— Exercise aim —
Omit the images, then output each of the records below exactly.

— Records shown —
####################
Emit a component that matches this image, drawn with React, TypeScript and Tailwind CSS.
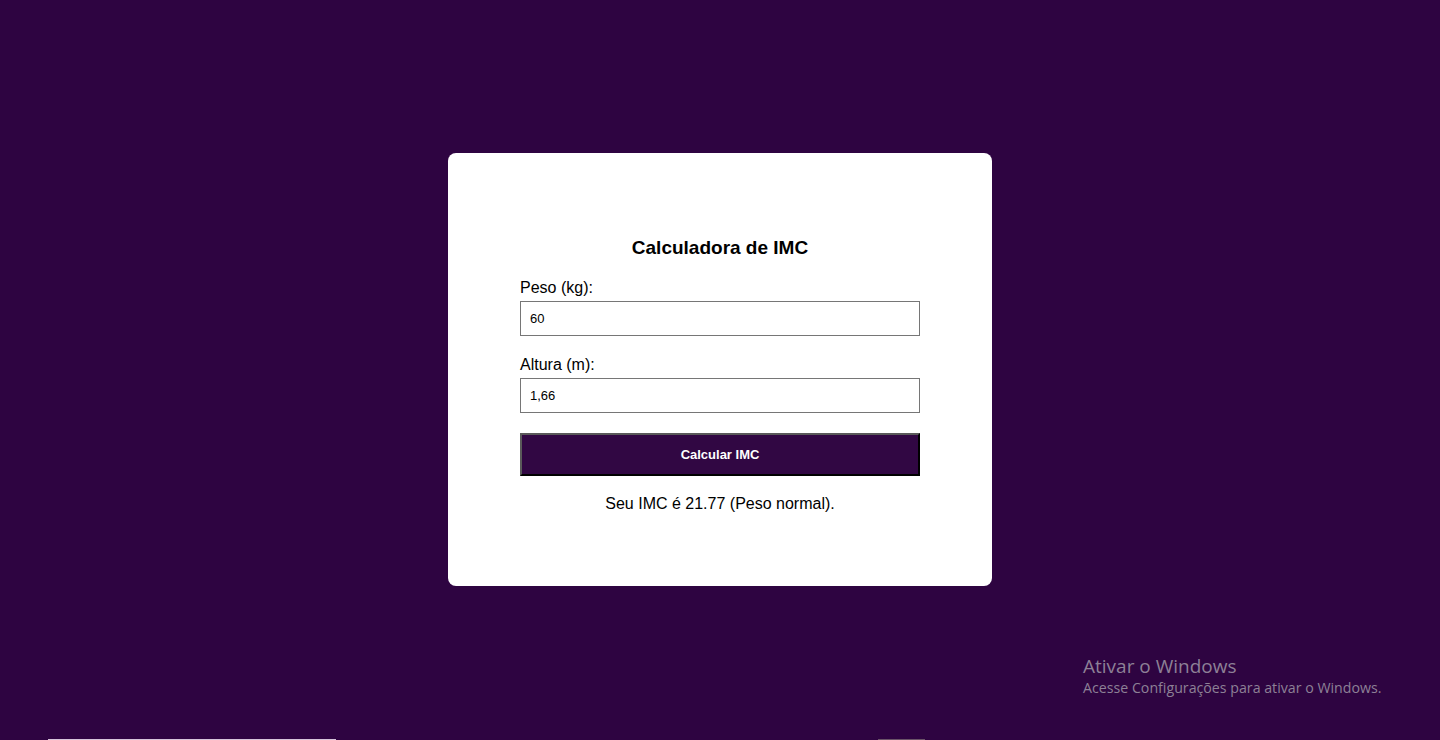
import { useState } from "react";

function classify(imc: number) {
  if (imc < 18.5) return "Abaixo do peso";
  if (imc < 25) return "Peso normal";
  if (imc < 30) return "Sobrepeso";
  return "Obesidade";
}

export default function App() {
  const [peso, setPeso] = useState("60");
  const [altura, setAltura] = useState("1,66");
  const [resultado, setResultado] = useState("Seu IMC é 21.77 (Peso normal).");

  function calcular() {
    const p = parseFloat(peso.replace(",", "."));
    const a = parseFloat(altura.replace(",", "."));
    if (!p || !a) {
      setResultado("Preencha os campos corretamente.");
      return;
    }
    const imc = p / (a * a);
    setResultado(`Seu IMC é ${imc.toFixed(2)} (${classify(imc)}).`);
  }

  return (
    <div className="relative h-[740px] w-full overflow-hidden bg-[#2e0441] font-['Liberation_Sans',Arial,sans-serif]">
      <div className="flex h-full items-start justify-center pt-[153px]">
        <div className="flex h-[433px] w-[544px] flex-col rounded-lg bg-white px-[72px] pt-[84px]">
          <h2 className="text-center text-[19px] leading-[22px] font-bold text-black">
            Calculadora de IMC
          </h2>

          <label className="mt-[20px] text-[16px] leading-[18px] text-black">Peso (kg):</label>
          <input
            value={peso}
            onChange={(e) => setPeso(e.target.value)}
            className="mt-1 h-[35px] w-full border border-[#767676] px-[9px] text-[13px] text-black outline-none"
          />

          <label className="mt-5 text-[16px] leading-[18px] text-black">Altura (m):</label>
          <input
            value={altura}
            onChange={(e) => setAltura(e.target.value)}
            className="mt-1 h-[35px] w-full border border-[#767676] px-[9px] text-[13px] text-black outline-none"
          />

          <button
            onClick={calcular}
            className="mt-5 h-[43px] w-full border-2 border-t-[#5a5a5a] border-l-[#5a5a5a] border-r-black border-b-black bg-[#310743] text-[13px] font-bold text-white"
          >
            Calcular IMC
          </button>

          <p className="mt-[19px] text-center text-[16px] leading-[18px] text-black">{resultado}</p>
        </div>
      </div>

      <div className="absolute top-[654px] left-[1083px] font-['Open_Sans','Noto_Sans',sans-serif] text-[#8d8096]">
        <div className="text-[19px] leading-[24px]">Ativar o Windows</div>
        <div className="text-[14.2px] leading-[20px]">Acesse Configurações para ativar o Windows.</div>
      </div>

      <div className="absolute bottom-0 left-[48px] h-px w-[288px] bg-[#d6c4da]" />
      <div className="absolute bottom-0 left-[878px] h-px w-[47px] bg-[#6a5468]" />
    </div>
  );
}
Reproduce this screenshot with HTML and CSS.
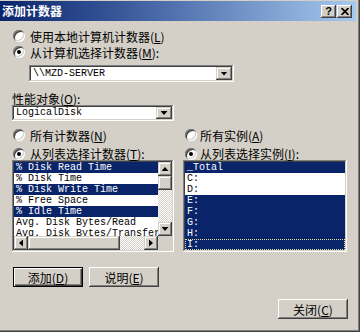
####################
— Finished task —
Emit a component that matches this image, drawn with React, TypeScript and Tailwind CSS.
import { useState } from "react";

function classify(imc: number) {
  if (imc < 18.5) return "Abaixo do peso";
  if (imc < 25) return "Peso normal";
  if (imc < 30) return "Sobrepeso";
  return "Obesidade";
}

export default function App() {
  const [peso, setPeso] = useState("60");
  const [altura, setAltura] = useState("1,66");
  const [resultado, setResultado] = useState("Seu IMC é 21.77 (Peso normal).");

  function calcular() {
    const p = parseFloat(peso.replace(",", "."));
    const a = parseFloat(altura.replace(",", "."));
    if (!p || !a) {
      setResultado("Preencha os campos corretamente.");
      return;
    }
    const imc = p / (a * a);
    setResultado(`Seu IMC é ${imc.toFixed(2)} (${classify(imc)}).`);
  }

  return (
    <div className="relative h-[740px] w-full overflow-hidden bg-[#2e0441] font-['Liberation_Sans',Arial,sans-serif]">
      <div className="flex h-full items-start justify-center pt-[153px]">
        <div className="flex h-[433px] w-[544px] flex-col rounded-lg bg-white px-[72px] pt-[84px]">
          <h2 className="text-center text-[19px] leading-[22px] font-bold text-black">
            Calculadora de IMC
          </h2>

          <label className="mt-[20px] text-[16px] leading-[18px] text-black">Peso (kg):</label>
          <input
            value={peso}
            onChange={(e) => setPeso(e.target.value)}
            className="mt-1 h-[35px] w-full border border-[#767676] px-[9px] text-[13px] text-black outline-none"
          />

          <label className="mt-5 text-[16px] leading-[18px] text-black">Altura (m):</label>
          <input
            value={altura}
            onChange={(e) => setAltura(e.target.value)}
            className="mt-1 h-[35px] w-full border border-[#767676] px-[9px] text-[13px] text-black outline-none"
          />

          <button
            onClick={calcular}
            className="mt-5 h-[43px] w-full border-2 border-t-[#5a5a5a] border-l-[#5a5a5a] border-r-black border-b-black bg-[#310743] text-[13px] font-bold text-white"
          >
            Calcular IMC
          </button>

          <p className="mt-[19px] text-center text-[16px] leading-[18px] text-black">{resultado}</p>
        </div>
      </div>

      <div className="absolute top-[654px] left-[1083px] font-['Open_Sans','Noto_Sans',sans-serif] text-[#8d8096]">
        <div className="text-[19px] leading-[24px]">Ativar o Windows</div>
        <div className="text-[14.2px] leading-[20px]">Acesse Configurações para ativar o Windows.</div>
      </div>

      <div className="absolute bottom-0 left-[48px] h-px w-[288px] bg-[#d6c4da]" />
      <div className="absolute bottom-0 left-[878px] h-px w-[47px] bg-[#6a5468]" />
    </div>
  );
}
Reproduce this screenshot with HTML and CSS.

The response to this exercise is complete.